Mistreatment of any animal shouldn’t be tolerated. Whether it be a dog, cat, horse, raccoon, or even a hedgehog, these are all God’s creatures. They deserve respect and love and should live their lives in peace and without fear of harm coming to them.
In 2016, a caretaker at the University of Sheffield in England had some work to do in one of the student housing halls. After entering the kitchen, an animal came toward him. It was 3:00 a.m. The caretaker didn’t recognize this creature scampering around the room. But when he did, he couldn’t believe his eyes.
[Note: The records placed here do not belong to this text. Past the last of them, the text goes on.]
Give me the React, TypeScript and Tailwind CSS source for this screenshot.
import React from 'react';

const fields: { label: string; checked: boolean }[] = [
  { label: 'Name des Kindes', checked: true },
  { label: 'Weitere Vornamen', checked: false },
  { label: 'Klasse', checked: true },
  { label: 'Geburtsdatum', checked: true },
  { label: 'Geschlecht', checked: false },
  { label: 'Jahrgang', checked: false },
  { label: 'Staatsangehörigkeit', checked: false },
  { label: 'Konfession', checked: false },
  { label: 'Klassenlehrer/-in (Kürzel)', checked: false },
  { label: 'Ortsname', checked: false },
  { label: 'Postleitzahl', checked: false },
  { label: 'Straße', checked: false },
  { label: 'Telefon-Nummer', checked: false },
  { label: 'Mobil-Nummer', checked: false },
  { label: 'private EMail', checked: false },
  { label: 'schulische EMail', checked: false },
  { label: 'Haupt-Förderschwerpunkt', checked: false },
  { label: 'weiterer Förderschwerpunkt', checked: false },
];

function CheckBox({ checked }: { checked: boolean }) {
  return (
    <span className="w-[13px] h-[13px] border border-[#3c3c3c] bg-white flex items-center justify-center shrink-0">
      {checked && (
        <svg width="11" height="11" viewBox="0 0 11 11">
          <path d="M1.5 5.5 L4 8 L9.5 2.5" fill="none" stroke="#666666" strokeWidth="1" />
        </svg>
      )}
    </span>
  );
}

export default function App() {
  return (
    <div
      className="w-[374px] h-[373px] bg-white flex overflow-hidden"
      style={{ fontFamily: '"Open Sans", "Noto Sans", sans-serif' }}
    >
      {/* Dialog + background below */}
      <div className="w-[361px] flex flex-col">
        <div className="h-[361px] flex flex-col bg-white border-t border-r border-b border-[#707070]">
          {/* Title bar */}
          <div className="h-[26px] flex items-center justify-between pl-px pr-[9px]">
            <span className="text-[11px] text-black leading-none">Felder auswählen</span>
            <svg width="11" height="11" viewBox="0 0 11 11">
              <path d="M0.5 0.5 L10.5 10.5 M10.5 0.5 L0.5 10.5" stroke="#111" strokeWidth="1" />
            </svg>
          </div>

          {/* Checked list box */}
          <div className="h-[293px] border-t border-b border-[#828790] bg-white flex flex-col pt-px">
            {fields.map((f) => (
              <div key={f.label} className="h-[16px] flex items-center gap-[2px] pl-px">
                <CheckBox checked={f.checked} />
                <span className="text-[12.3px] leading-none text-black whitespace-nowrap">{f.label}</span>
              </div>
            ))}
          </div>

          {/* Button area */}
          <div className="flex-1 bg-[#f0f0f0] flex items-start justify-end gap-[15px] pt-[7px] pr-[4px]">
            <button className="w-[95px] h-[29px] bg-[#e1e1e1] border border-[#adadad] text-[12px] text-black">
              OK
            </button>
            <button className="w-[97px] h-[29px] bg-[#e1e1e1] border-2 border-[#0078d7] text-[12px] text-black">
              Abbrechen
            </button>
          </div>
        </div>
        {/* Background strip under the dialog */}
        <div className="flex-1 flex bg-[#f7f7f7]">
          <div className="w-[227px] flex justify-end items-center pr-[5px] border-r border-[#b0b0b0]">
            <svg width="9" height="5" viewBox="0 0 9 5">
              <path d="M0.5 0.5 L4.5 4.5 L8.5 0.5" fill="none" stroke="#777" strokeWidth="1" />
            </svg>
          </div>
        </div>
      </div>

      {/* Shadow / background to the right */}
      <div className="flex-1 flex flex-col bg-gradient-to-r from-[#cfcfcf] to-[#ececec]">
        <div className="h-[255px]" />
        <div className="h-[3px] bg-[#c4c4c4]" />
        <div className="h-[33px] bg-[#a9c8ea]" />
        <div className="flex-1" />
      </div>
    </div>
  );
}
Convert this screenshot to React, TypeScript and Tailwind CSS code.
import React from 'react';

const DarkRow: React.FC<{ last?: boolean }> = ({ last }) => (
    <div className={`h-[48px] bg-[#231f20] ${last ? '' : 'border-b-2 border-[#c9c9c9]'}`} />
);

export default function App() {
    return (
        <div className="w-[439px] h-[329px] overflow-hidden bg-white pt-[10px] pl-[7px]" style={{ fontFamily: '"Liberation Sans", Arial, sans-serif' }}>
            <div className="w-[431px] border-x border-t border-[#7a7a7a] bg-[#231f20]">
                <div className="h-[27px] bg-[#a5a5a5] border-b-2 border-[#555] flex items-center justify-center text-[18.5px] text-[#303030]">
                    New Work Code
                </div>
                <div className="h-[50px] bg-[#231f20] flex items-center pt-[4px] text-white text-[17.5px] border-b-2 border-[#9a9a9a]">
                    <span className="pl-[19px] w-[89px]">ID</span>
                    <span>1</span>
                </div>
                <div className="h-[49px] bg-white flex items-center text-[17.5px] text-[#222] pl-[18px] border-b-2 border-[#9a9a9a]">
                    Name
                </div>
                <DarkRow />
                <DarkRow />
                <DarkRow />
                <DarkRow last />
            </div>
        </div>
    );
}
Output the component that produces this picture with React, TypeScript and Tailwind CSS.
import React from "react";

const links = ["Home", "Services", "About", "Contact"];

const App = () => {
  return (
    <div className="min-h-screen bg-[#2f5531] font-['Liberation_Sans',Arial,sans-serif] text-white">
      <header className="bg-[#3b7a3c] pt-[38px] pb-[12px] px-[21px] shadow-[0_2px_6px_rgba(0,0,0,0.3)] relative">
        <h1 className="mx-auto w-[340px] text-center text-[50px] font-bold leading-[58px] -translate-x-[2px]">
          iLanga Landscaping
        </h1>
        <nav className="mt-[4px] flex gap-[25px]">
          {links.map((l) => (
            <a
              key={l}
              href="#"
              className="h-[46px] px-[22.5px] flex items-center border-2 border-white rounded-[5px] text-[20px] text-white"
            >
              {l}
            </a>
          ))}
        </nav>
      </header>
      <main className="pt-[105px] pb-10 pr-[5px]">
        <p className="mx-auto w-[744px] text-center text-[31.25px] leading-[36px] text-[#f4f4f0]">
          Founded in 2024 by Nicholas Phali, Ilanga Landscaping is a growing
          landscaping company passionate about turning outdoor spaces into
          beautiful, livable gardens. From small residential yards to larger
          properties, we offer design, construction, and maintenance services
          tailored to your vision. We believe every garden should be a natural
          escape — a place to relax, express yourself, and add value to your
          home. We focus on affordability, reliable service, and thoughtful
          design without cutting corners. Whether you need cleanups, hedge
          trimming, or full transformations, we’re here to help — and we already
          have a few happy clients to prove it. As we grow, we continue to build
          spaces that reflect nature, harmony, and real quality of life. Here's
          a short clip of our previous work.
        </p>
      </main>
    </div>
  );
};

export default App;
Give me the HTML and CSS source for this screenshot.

The trapped animal was a hedgehog. The unfortunate guy had its spines cut off. Hedgehogs have nearly 5,000 spines that aid them in fighting off predators; usually, these aren’t humans. Like other wild animals, hedgehogs belong in the wild. They aren’t to be made into pets and they should be left alone.
The caretaker couldn’t ignore the horrific abuse this little guy suffered. He took Frankie, (as he was later named by carers), to the Cawthorne Hedgehog Rescue and Care center in Barnsley. He was looked after by Allan broadhead, 77, and his wife Anita who run the sanctuary.
Frankie’s immediate need was for painkillers. Allan spoke of Frankie’s condition after arriving at the center: “It’s an act of absolute cruelty and whoever has done it needs to be brought to book, Frankie was in such bad condition that we actually thought he might have been used as a football.”
How awful! How could someone find amusement by committing such abominable acts against such an innocent creature?
In their six years of caring for hedgehogs, the husband and wife have never come across one in such terrible state of neglect and harm. Frankie avoided any life-threatening injuries. There’s no promise his spines will grow back. His recovery won’t be an easy one. The old needles need to shed, and new ones grow in their place. It could take up to eight months. Frankie will eventually be returned to the wild.
The poor beast also had ringworm. His abusers unknowingly contracted this as well.
The University of Sheffield is taking this incident very seriously. It released a statement: “We are currently trying to find out why the poor hedgehog was in our university accommodation.
“It’s good to hear the hedgehog is now doing well at the Cawthorne Hedgehog Rescue and Care Centre.”
We’re glad that the maintenance worker at the university did his part in saving Frankie’s life. Sadly, the little guy died in early January of 2017 in the garden of his new home at the sanctuary. Though unfortunate, Frankie’s last months were worry-free, and he was safe and well cared for.